Remembering Work
Once upon a time my husband and I both worked in this building. This is what we found when we went back to a colleague’s retirement party today.
It seems like a lifetime ago that I was getting up at 5:30 am so I could be in the office by 7:00 am to work often 10-hour days and then come home to make dinner, fall into bed, and then get up and do it again. I loved working hard and seeing the fruits of my labors as a major survey was launched.
But I have never once awakened since I retired 2 years ago to say “Gee, I wish I could go to work today.”
The timing was not of my choosing, but I was so frustrated at the end that I just had to do it and it turned out to be exactly the right decision for me.
My dear friend who is now retiring is someone my husband actually hired in 1978. We have worked together on and off over the years and I recruited him when the survey needed someone with his skill set.
I always thought that when he left, he would not look back, but it turns out they are dangling some attractive carrots for contract work in front of his nose and he may not be able to resist.
For a brief second, I wondered why no such carrots had been put under my nose and then I remembered the unhappiness just before I left. I affectionately named my two greatest enemies “the two B’s.” I saw both of them today. One pretended like nothing had happened. The other avoided me altogether. I didn’t care one way or the other. It was all in the past.

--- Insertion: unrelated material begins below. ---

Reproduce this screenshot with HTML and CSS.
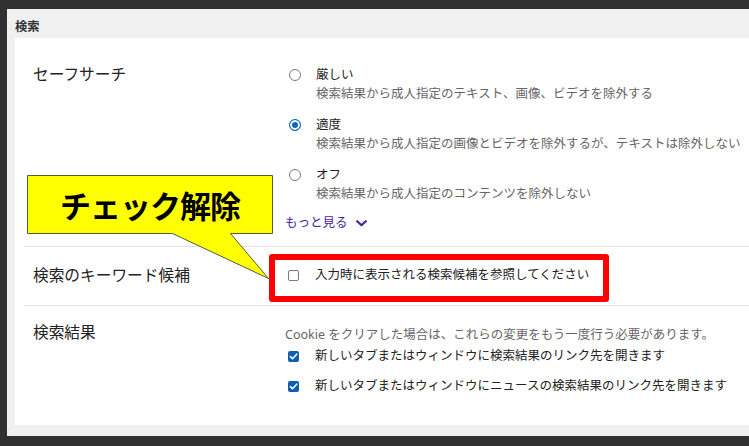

On the way out I just had to snap the picture of the demolition scene in front of the new building. My husband and I both took a final look at the building where we met in December 1971, or what was left of it.
Then we hit the road to leave the Suitland ghetto and remembered what it was like to drive in rush hour traffic.
As we pulled into the driveway, I noticed this azalea bush that is in such full bloom that it is literally covered in pink. When I was working it was always dark when I drove into the driveway. It’s nice to be able to see my yard in full bloom when the sun is still out!
8 Comments:
It often amazes me just how much time we spend in places where we are unhappy. Glad you have time to enjoy the bushes now.
Lemmonex -- I'm glad I was convinced that I loved what I was doing during most of my career. It would have been a real bummer to be counting the days to retirement for about 35 years otherwise.
That's a beautiful azalea! It's a drag to not be able to enjoy the scenery due to work, but I know what that's like. I'm glad you are all finished with that now.
So much of a job is really just about the people you work with, not so much about the work. Sounds like "B and B" soured your whole work experience. I've been there, and now also don't care, but love seeing some of the wonderful folks I worked with and admired. Work colleagues become like family--in both best and worst ways.
Isn't it odd that we extoll the virtues and beauty of nature and then arrange a society that insists we give it all up for a day locked in a building playing with paper and numbers? I think I was born in the wrong century!
Work is great when you are doing something that is personally important or fulfilling.
I think I've got the balance just right.... work part time. I work a three day week and that suits me fine.
xx
It must be kind of cleansing to see your old office be demolished! You really HAVE moved on! I like the fact that you felt no animosity toward "the two B's" after all this time, too.